Source material ->

+++

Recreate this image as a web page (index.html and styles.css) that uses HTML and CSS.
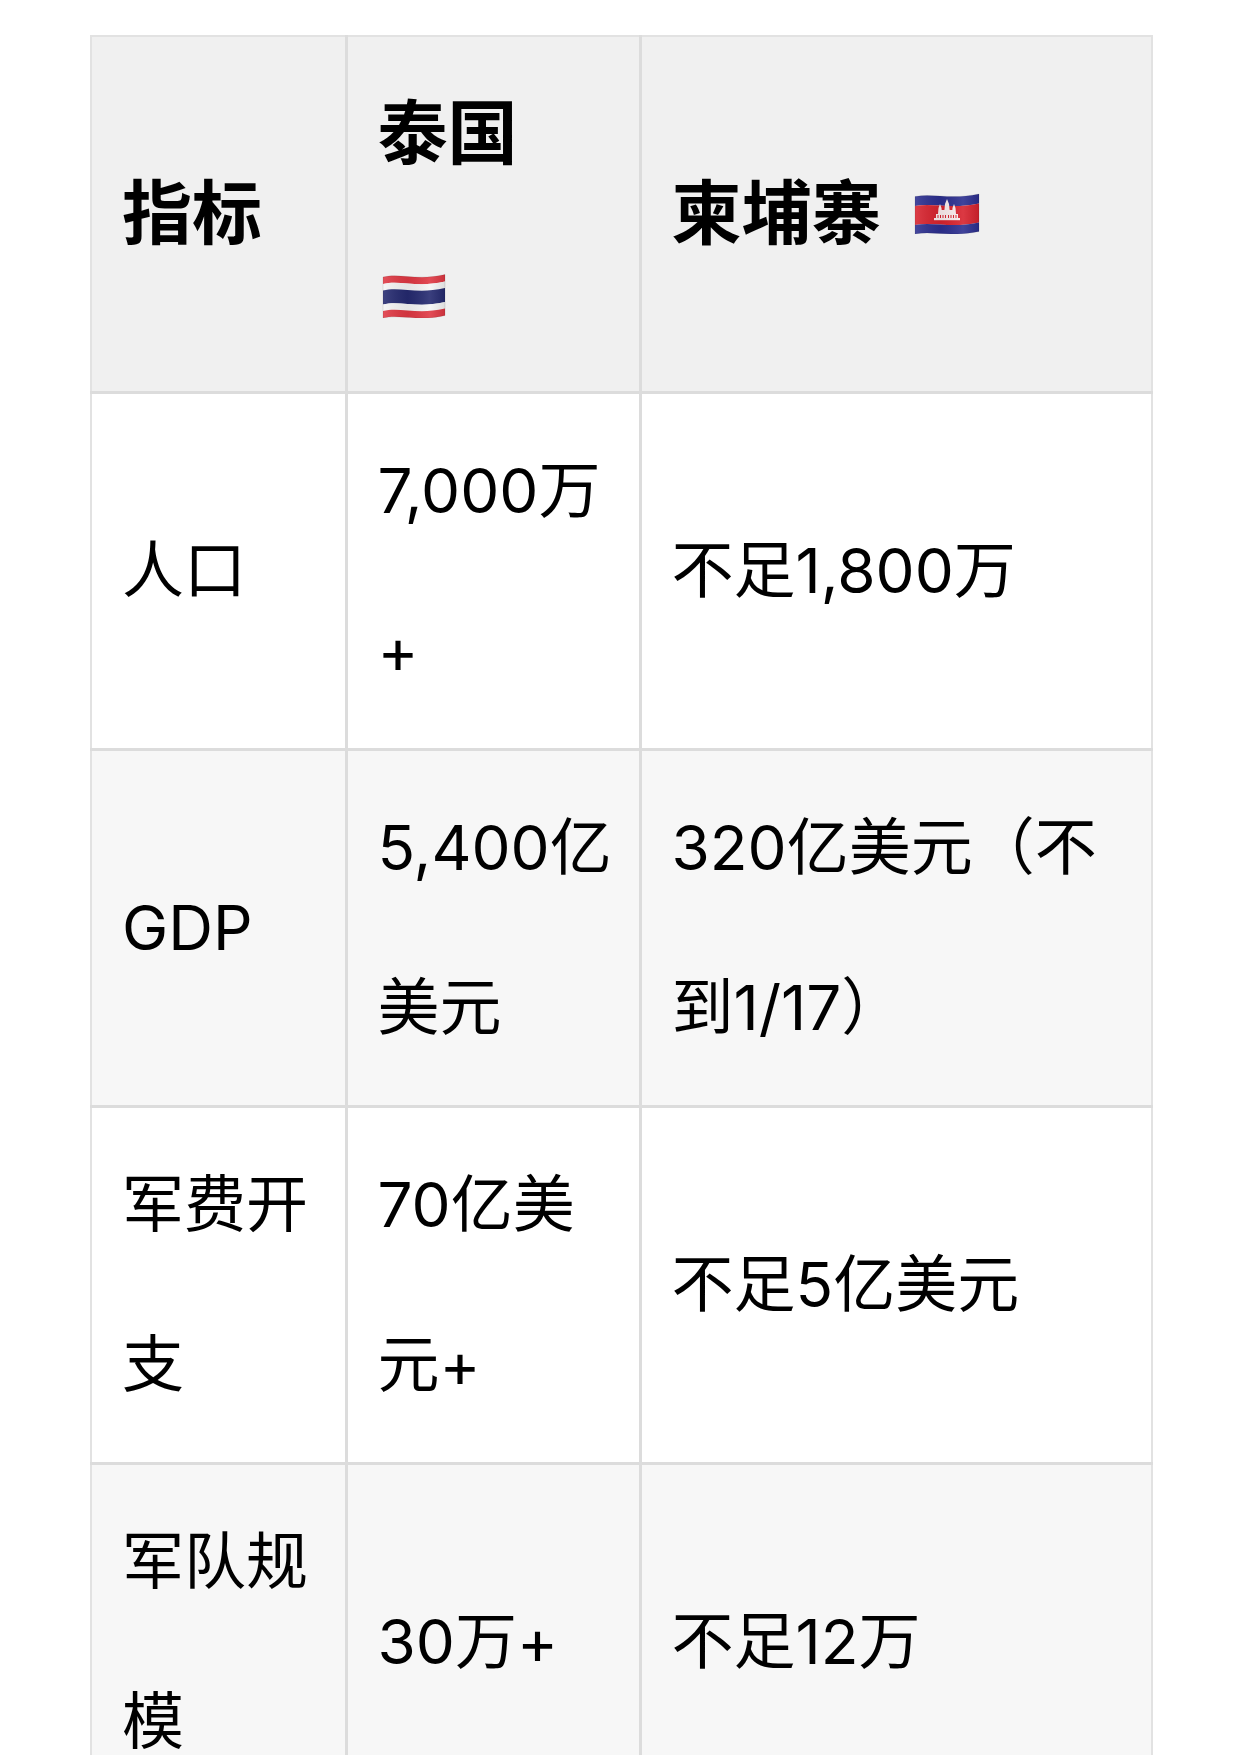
FILE: index.html
```html
<!DOCTYPE html>
<html lang="zh-CN">
<head>
<meta charset="utf-8">
<title>泰国 vs 柬埔寨</title>
<link rel="stylesheet" href="styles.css">
</head>
<body>
<div class="page">
  <table class="cmp">
    <colgroup>
      <col class="c1">
      <col class="c2">
      <col class="c3">
    </colgroup>
    <thead>
      <tr>
        <th>指标</th>
        <th>泰国 <svg class="flag flag-th" viewBox="0 0 64 46" aria-label="泰国国旗">
            <defs>
              <linearGradient id="shadeTh" x1="0" y1="0" x2="1" y2="0">
                <stop offset="0" stop-color="#fff" stop-opacity="0.12"/>
                <stop offset="0.4" stop-color="#000" stop-opacity="0.07"/>
                <stop offset="0.75" stop-color="#fff" stop-opacity="0.10"/>
                <stop offset="1" stop-color="#000" stop-opacity="0.10"/>
              </linearGradient>
            </defs>
            <path fill="#e03843" d="M1 5 C18 1 36 9 63 2.5 L63 9.5 C36 16 18 8 1 12 Z"/>
            <path fill="#f6f6f6" d="M1 12 C18 8 36 16 63 9.5 L63 16 C36 22.5 18 14.5 1 18.5 Z"/>
            <path fill="#252a70" d="M1 18.5 C18 14.5 36 22.5 63 16 L63 30 C36 36.5 18 28.5 1 32.5 Z"/>
            <path fill="#f6f6f6" d="M1 32.5 C18 28.5 36 36.5 63 30 L63 36.5 C36 43 18 35 1 39 Z"/>
            <path fill="#e03843" d="M1 39 C18 35 36 43 63 36.5 L63 43.5 C36 50 18 42 1 46 Z"/>
            <path fill="url(#shadeTh)" d="M1 5 C18 1 36 9 63 2.5 L63 43.5 C36 50 18 42 1 46 Z"/>
            <path fill="none" stroke="#000" stroke-opacity="0.12" stroke-width="0.8" d="M1 5 C18 1 36 9 63 2.5 L63 43.5 C36 50 18 42 1 46 Z"/>
          </svg></th>
        <th>柬埔寨 <svg class="flag flag-kh" viewBox="0 0 66 42" aria-label="柬埔寨国旗">
            <defs>
              <linearGradient id="shadeKh" x1="0" y1="0" x2="1" y2="0">
                <stop offset="0" stop-color="#fff" stop-opacity="0.12"/>
                <stop offset="0.4" stop-color="#000" stop-opacity="0.07"/>
                <stop offset="0.75" stop-color="#fff" stop-opacity="0.10"/>
                <stop offset="1" stop-color="#000" stop-opacity="0.10"/>
              </linearGradient>
            </defs>
            <path fill="#2c2f90" d="M1 4.5 C19 1 37 8 65 2 L65 11.5 C37 17.5 19 10.5 1 14 Z"/>
            <path fill="#d8232e" d="M1 14 C19 10.5 37 17.5 65 11.5 L65 30.5 C37 36.5 19 29.5 1 33 Z"/>
            <path fill="#2c2f90" d="M1 33 C19 29.5 37 36.5 65 30.5 L65 39.5 C37 45.5 19 38.5 1 42 Z"/>
            <g fill="#fbeeee">
              <rect x="20" y="26" width="26" height="2.2"/>
              <rect x="22" y="22" width="22" height="4"/>
              <polygon points="31,12 33,7 35,12 36,22 30,22"/>
              <polygon points="24.5,16 26,12 27.5,16 28,22 24,22"/>
              <polygon points="38.5,16 40,12 41.5,16 42,22 38,22"/>
              <rect x="27" y="18" width="12" height="4"/>
            </g>
            <g fill="#d8232e">
              <rect x="23.5" y="23" width="1" height="3"/>
              <rect x="26" y="23" width="1" height="3"/>
              <rect x="28.5" y="23" width="1" height="3"/>
              <rect x="31" y="23" width="1" height="3"/>
              <rect x="34" y="23" width="1" height="3"/>
              <rect x="36.5" y="23" width="1" height="3"/>
              <rect x="39" y="23" width="1" height="3"/>
              <rect x="41.5" y="23" width="1" height="3"/>
            </g>
            <path fill="url(#shadeKh)" d="M1 4.5 C19 1 37 8 65 2 L65 39.5 C37 45.5 19 38.5 1 42 Z"/>
            <path fill="none" stroke="#000" stroke-opacity="0.12" stroke-width="0.8" d="M1 4.5 C19 1 37 8 65 2 L65 39.5 C37 45.5 19 38.5 1 42 Z"/>
          </svg></th>
      </tr>
    </thead>
    <tbody>
      <tr>
        <td>人口</td>
        <td>7,000万+</td>
        <td>不足1,800万</td>
      </tr>
      <tr>
        <td>GDP</td>
        <td>5,400亿美元</td>
        <td>320亿美元（不到1/17）</td>
      </tr>
      <tr>
        <td>军费开支</td>
        <td>70亿美元+</td>
        <td>不足5亿美元</td>
      </tr>
      <tr>
        <td>军队规模</td>
        <td>30万+</td>
        <td>不足12万</td>
      </tr>
    </tbody>
  </table>
</div>
</body>
</html>
```

FILE: styles.css
```css
html, body {
  margin: 0;
  padding: 0;
  background: #ffffff;
}

body {
  font-family: "Inter", "Noto Sans CJK SC", sans-serif;
  color: #000000;
}

.page {
  padding: 35px 0 0 90px;
}

.cmp {
  border-collapse: collapse;
  table-layout: fixed;
  width: 1061px;
}

.c1 { width: 255px; }
.c2 { width: 294px; }
.c3 { width: 512px; }

.cmp th,
.cmp td {
  border: 3px solid #dcdcdc;
  padding: 17px 20px 17px 30px;
  line-height: 160px;
  vertical-align: middle;
  text-align: left;
  font-size: 62px;
  font-weight: 400;
}

.cmp th {
  font-size: 70px;
  font-weight: 700;
  background: #f0f0f0;
}

.cmp tr > :first-child { border-left: 2px solid #e2e2e2; }
.cmp tr > :last-child { border-right: 2px solid #e2e2e2; }
.cmp thead th { border-top: 2px solid #e2e2e2; }

.cmp tbody tr:nth-child(even) td {
  background: #f7f7f7;
}

.flag {
  display: inline-block;
}

.flag-th {
  width: 64px;
  height: 46px;
  vertical-align: 1px;
  margin: 0 30px 0 4px;
}

.flag-kh {
  width: 66px;
  height: 42px;
  vertical-align: 5px;
  margin: 0 4px 0 16px;
}
```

+++

Task description -> Produce an exact copy of each line of data, skipping embedded images.

Task answer ->
Recreate this image as a web page (index.html and styles.css) that uses HTML and CSS.
FILE: index.html
```html
<!DOCTYPE html>
<html lang="zh-CN">
<head>
<meta charset="utf-8">
<title>泰国 vs 柬埔寨</title>
<link rel="stylesheet" href="styles.css">
</head>
<body>
<div class="page">
  <table class="cmp">
    <colgroup>
      <col class="c1">
      <col class="c2">
      <col class="c3">
    </colgroup>
    <thead>
      <tr>
        <th>指标</th>
        <th>泰国 <svg class="flag flag-th" viewBox="0 0 64 46" aria-label="泰国国旗">
            <defs>
              <linearGradient id="shadeTh" x1="0" y1="0" x2="1" y2="0">
                <stop offset="0" stop-color="#fff" stop-opacity="0.12"/>
                <stop offset="0.4" stop-color="#000" stop-opacity="0.07"/>
                <stop offset="0.75" stop-color="#fff" stop-opacity="0.10"/>
                <stop offset="1" stop-color="#000" stop-opacity="0.10"/>
              </linearGradient>
            </defs>
            <path fill="#e03843" d="M1 5 C18 1 36 9 63 2.5 L63 9.5 C36 16 18 8 1 12 Z"/>
            <path fill="#f6f6f6" d="M1 12 C18 8 36 16 63 9.5 L63 16 C36 22.5 18 14.5 1 18.5 Z"/>
            <path fill="#252a70" d="M1 18.5 C18 14.5 36 22.5 63 16 L63 30 C36 36.5 18 28.5 1 32.5 Z"/>
            <path fill="#f6f6f6" d="M1 32.5 C18 28.5 36 36.5 63 30 L63 36.5 C36 43 18 35 1 39 Z"/>
            <path fill="#e03843" d="M1 39 C18 35 36 43 63 36.5 L63 43.5 C36 50 18 42 1 46 Z"/>
            <path fill="url(#shadeTh)" d="M1 5 C18 1 36 9 63 2.5 L63 43.5 C36 50 18 42 1 46 Z"/>
            <path fill="none" stroke="#000" stroke-opacity="0.12" stroke-width="0.8" d="M1 5 C18 1 36 9 63 2.5 L63 43.5 C36 50 18 42 1 46 Z"/>
          </svg></th>
        <th>柬埔寨 <svg class="flag flag-kh" viewBox="0 0 66 42" aria-label="柬埔寨国旗">
            <defs>
              <linearGradient id="shadeKh" x1="0" y1="0" x2="1" y2="0">
                <stop offset="0" stop-color="#fff" stop-opacity="0.12"/>
                <stop offset="0.4" stop-color="#000" stop-opacity="0.07"/>
                <stop offset="0.75" stop-color="#fff" stop-opacity="0.10"/>
                <stop offset="1" stop-color="#000" stop-opacity="0.10"/>
              </linearGradient>
            </defs>
            <path fill="#2c2f90" d="M1 4.5 C19 1 37 8 65 2 L65 11.5 C37 17.5 19 10.5 1 14 Z"/>
            <path fill="#d8232e" d="M1 14 C19 10.5 37 17.5 65 11.5 L65 30.5 C37 36.5 19 29.5 1 33 Z"/>
            <path fill="#2c2f90" d="M1 33 C19 29.5 37 36.5 65 30.5 L65 39.5 C37 45.5 19 38.5 1 42 Z"/>
            <g fill="#fbeeee">
              <rect x="20" y="26" width="26" height="2.2"/>
              <rect x="22" y="22" width="22" height="4"/>
              <polygon points="31,12 33,7 35,12 36,22 30,22"/>
              <polygon points="24.5,16 26,12 27.5,16 28,22 24,22"/>
              <polygon points="38.5,16 40,12 41.5,16 42,22 38,22"/>
              <rect x="27" y="18" width="12" height="4"/>
            </g>
            <g fill="#d8232e">
              <rect x="23.5" y="23" width="1" height="3"/>
              <rect x="26" y="23" width="1" height="3"/>
              <rect x="28.5" y="23" width="1" height="3"/>
              <rect x="31" y="23" width="1" height="3"/>
              <rect x="34" y="23" width="1" height="3"/>
              <rect x="36.5" y="23" width="1" height="3"/>
              <rect x="39" y="23" width="1" height="3"/>
              <rect x="41.5" y="23" width="1" height="3"/>
            </g>
            <path fill="url(#shadeKh)" d="M1 4.5 C19 1 37 8 65 2 L65 39.5 C37 45.5 19 38.5 1 42 Z"/>
            <path fill="none" stroke="#000" stroke-opacity="0.12" stroke-width="0.8" d="M1 4.5 C19 1 37 8 65 2 L65 39.5 C37 45.5 19 38.5 1 42 Z"/>
          </svg></th>
      </tr>
    </thead>
    <tbody>
      <tr>
        <td>人口</td>
        <td>7,000万+</td>
        <td>不足1,800万</td>
      </tr>
      <tr>
        <td>GDP</td>
        <td>5,400亿美元</td>
        <td>320亿美元（不到1/17）</td>
      </tr>
      <tr>
        <td>军费开支</td>
        <td>70亿美元+</td>
        <td>不足5亿美元</td>
      </tr>
      <tr>
        <td>军队规模</td>
        <td>30万+</td>
        <td>不足12万</td>
      </tr>
    </tbody>
  </table>
</div>
</body>
</html>
```

FILE: styles.css
```css
html, body {
  margin: 0;
  padding: 0;
  background: #ffffff;
}

body {
  font-family: "Inter", "Noto Sans CJK SC", sans-serif;
  color: #000000;
}

.page {
  padding: 35px 0 0 90px;
}

.cmp {
  border-collapse: collapse;
  table-layout: fixed;
  width: 1061px;
}

.c1 { width: 255px; }
.c2 { width: 294px; }
.c3 { width: 512px; }

.cmp th,
.cmp td {
  border: 3px solid #dcdcdc;
  padding: 17px 20px 17px 30px;
  line-height: 160px;
  vertical-align: middle;
  text-align: left;
  font-size: 62px;
  font-weight: 400;
}

.cmp th {
  font-size: 70px;
  font-weight: 700;
  background: #f0f0f0;
}

.cmp tr > :first-child { border-left: 2px solid #e2e2e2; }
.cmp tr > :last-child { border-right: 2px solid #e2e2e2; }
.cmp thead th { border-top: 2px solid #e2e2e2; }

.cmp tbody tr:nth-child(even) td {
  background: #f7f7f7;
}

.flag {
  display: inline-block;
}

.flag-th {
  width: 64px;
  height: 46px;
  vertical-align: 1px;
  margin: 0 30px 0 4px;
}

.flag-kh {
  width: 66px;
  height: 42px;
  vertical-align: 5px;
  margin: 0 4px 0 16px;
}
```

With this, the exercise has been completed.